Dans l’Evangile de Luc, nous sommes à l’opposé, nous trouvons de faux mercis : “Merci, Seigneur, de ne m’avoir pas fait comme les autres hommes qui sont…” Non seulement le pharisien ne se présente pas devant Dieu comme un pauvre, mais il s’enorgueillit de sa vertu. Tout ce qu’il dit, il le doit de l’accomplir avec justesse et préciosité. Son erreur est que le bien qu’il fait autour de lui, lui sert pour s’avancer devant Dieu la tête haute, fier comme un paon.

A l’inverse, le publicain se tient au fond du Temple, il n’ose ni avancer ni lever les yeux. Il est convaincu que, de lui-même, il ne peut que pécher. C’est ce péché seulement qu’il revendique devant Dieu. Pourtant il sait que Dieu le regarde avec amour et il implore sa miséricorde.

Nous nous trouvons ici devant la seule attitude de l’homme devant Dieu; tous les hommes sont pécheurs. Et de ce fait ils sont dépendants, je devrais dire à la merci de ce Dieu miséricorde. C’est ce qui fait toute la différence entre le Pharisien et le publicain, le pharisien n’a besoin de personne. Il n’a donc pas besoin de Dieu. Le publicain, le pauvre, lui, sent bien qu’il a besoin des autres et de Dieu. Au fond, cette pauvreté n’est rien d’autre que notre capacité d’accueil.

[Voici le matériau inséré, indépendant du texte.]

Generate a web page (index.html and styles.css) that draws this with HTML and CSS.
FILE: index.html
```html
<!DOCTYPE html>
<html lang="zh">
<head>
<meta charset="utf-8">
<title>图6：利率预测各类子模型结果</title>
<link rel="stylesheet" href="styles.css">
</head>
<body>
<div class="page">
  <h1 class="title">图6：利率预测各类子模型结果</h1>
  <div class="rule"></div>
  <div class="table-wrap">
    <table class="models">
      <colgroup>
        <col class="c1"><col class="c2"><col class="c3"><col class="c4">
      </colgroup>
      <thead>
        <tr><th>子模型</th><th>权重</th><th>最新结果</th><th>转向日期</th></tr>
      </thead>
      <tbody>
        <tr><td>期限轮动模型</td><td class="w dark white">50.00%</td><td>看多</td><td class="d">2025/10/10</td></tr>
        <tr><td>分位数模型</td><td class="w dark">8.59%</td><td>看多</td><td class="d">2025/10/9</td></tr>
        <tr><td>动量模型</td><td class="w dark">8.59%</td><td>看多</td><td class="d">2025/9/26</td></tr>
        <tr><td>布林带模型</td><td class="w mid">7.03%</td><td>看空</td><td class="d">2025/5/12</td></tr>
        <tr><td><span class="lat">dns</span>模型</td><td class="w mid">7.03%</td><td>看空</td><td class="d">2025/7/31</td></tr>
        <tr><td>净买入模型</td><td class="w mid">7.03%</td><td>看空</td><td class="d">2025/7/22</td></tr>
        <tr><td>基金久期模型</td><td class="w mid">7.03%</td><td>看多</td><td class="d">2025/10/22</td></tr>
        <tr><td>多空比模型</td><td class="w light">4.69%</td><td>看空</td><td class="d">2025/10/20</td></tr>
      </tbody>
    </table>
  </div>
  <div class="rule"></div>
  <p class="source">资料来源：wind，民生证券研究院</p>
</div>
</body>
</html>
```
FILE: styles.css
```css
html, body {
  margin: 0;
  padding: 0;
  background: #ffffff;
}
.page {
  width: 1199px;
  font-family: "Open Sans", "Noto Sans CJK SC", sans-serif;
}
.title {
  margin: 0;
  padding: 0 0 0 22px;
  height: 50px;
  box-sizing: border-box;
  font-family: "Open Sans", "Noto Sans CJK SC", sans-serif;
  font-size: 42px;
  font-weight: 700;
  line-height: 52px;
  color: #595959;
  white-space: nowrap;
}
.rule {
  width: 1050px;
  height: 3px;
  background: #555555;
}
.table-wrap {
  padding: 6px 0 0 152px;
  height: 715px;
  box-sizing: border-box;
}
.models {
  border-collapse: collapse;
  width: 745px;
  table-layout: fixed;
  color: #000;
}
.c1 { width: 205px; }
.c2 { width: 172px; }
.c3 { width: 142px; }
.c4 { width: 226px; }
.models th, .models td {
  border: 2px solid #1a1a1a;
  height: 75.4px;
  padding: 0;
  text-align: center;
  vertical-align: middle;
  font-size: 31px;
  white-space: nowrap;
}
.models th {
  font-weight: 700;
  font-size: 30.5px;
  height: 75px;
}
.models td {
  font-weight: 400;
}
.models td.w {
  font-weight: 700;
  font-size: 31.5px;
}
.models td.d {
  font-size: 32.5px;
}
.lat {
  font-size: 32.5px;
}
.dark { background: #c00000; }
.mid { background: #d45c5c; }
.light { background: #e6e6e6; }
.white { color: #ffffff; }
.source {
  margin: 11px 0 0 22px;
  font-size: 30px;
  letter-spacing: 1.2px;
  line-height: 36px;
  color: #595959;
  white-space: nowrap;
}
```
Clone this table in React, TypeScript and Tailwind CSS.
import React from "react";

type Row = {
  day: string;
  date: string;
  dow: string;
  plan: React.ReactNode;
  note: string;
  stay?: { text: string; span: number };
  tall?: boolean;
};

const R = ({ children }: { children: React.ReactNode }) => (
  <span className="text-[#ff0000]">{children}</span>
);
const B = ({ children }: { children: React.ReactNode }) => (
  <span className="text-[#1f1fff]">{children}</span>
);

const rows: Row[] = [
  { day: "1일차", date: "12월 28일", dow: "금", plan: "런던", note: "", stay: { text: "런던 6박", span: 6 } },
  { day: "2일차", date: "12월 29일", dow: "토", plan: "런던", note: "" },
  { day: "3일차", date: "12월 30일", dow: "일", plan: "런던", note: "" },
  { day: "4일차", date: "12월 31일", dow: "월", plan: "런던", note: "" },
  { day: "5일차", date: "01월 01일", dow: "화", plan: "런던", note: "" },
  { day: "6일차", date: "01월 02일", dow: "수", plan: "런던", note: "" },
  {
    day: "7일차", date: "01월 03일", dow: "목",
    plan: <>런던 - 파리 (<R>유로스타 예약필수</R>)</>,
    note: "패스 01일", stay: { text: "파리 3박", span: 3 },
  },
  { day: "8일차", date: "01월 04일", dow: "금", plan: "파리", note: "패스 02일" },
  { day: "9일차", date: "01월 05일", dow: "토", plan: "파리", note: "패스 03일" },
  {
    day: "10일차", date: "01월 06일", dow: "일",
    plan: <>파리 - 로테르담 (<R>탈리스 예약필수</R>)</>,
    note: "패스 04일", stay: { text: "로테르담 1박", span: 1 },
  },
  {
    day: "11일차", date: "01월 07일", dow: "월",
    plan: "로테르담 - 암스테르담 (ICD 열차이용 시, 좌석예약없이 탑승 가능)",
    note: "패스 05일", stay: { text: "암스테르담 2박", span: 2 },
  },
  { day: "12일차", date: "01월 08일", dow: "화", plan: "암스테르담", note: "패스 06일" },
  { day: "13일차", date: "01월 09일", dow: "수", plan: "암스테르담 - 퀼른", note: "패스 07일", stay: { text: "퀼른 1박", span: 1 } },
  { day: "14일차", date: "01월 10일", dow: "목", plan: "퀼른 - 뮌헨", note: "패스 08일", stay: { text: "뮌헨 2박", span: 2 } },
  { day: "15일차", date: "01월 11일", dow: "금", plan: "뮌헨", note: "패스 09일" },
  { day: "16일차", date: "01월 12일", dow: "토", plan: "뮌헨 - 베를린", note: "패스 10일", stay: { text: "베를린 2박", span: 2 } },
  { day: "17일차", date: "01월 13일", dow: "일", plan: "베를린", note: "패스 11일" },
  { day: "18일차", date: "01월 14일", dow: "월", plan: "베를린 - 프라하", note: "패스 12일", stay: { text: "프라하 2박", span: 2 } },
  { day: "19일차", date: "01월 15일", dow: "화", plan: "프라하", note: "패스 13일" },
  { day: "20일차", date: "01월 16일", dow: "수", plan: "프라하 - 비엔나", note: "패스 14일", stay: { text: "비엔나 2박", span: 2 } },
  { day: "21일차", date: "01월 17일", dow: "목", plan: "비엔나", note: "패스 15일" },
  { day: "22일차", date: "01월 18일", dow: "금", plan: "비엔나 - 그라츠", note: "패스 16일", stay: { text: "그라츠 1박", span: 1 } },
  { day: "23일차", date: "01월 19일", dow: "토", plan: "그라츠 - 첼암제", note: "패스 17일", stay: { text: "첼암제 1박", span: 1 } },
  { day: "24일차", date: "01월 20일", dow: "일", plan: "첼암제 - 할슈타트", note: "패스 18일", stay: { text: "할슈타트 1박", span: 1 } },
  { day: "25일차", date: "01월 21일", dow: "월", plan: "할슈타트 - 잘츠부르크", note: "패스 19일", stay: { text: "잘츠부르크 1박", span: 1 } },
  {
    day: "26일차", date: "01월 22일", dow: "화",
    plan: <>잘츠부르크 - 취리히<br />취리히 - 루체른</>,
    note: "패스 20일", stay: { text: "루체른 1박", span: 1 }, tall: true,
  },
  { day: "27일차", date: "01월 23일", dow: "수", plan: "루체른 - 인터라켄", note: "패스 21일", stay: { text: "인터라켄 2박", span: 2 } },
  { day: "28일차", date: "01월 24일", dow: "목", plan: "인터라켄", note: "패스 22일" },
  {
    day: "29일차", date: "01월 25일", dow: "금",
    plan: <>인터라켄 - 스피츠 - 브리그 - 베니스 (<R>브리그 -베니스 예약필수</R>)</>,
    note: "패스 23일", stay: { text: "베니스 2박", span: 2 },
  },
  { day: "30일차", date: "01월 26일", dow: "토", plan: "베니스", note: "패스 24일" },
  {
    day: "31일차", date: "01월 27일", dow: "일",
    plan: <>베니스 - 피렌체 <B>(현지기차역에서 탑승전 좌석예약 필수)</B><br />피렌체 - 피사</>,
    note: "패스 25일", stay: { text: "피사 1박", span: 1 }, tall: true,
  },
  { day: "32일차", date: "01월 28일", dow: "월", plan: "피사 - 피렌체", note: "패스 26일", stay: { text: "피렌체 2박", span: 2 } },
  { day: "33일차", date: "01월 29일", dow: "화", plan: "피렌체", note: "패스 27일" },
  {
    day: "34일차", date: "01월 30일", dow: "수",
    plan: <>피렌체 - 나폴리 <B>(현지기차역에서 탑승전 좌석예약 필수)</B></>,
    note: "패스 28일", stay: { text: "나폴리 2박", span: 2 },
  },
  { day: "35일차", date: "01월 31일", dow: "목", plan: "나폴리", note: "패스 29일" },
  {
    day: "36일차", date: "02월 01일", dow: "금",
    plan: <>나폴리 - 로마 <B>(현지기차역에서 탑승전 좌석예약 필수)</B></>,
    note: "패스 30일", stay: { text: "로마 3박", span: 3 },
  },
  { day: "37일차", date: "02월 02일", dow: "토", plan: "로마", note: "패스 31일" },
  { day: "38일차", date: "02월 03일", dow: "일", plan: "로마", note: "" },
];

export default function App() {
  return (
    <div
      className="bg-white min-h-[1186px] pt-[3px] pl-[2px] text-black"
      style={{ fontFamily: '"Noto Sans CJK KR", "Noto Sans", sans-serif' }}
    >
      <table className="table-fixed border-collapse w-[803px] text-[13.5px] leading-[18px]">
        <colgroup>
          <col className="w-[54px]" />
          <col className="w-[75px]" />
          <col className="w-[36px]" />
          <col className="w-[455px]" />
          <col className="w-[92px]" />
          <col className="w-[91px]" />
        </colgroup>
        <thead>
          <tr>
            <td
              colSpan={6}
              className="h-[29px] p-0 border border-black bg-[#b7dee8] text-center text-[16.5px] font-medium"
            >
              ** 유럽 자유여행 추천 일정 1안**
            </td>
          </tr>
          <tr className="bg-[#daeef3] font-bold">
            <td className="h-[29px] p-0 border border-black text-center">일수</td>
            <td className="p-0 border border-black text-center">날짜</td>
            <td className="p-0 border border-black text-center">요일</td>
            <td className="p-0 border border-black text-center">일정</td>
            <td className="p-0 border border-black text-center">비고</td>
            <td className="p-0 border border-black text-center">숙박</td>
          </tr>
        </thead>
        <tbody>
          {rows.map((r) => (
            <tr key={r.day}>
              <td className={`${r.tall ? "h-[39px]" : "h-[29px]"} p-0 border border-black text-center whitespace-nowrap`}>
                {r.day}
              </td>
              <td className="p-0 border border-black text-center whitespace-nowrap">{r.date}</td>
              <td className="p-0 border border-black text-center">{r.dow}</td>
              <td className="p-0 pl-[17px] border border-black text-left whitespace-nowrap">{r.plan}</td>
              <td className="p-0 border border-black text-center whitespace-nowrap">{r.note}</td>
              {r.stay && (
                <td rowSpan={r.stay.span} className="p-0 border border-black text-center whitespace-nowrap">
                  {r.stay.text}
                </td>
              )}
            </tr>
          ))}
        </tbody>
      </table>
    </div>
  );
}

Le pharisien est tellement riche de lui-même qu’il n’a plus, en lui, le moindre espace d’accueil.

Il est parfois navrant dans notre Eglise de constater des attitudes révoltantes. Des jugements, des condamnations, des ragots, des regards méprisants qui sont autant de fossés qui nous empêchent d’accueillir l’autre dans sa différence. Il serait temps que nous retrouvions, dans nos communautés, le sens de l’accueil, de la tolérance et du partage.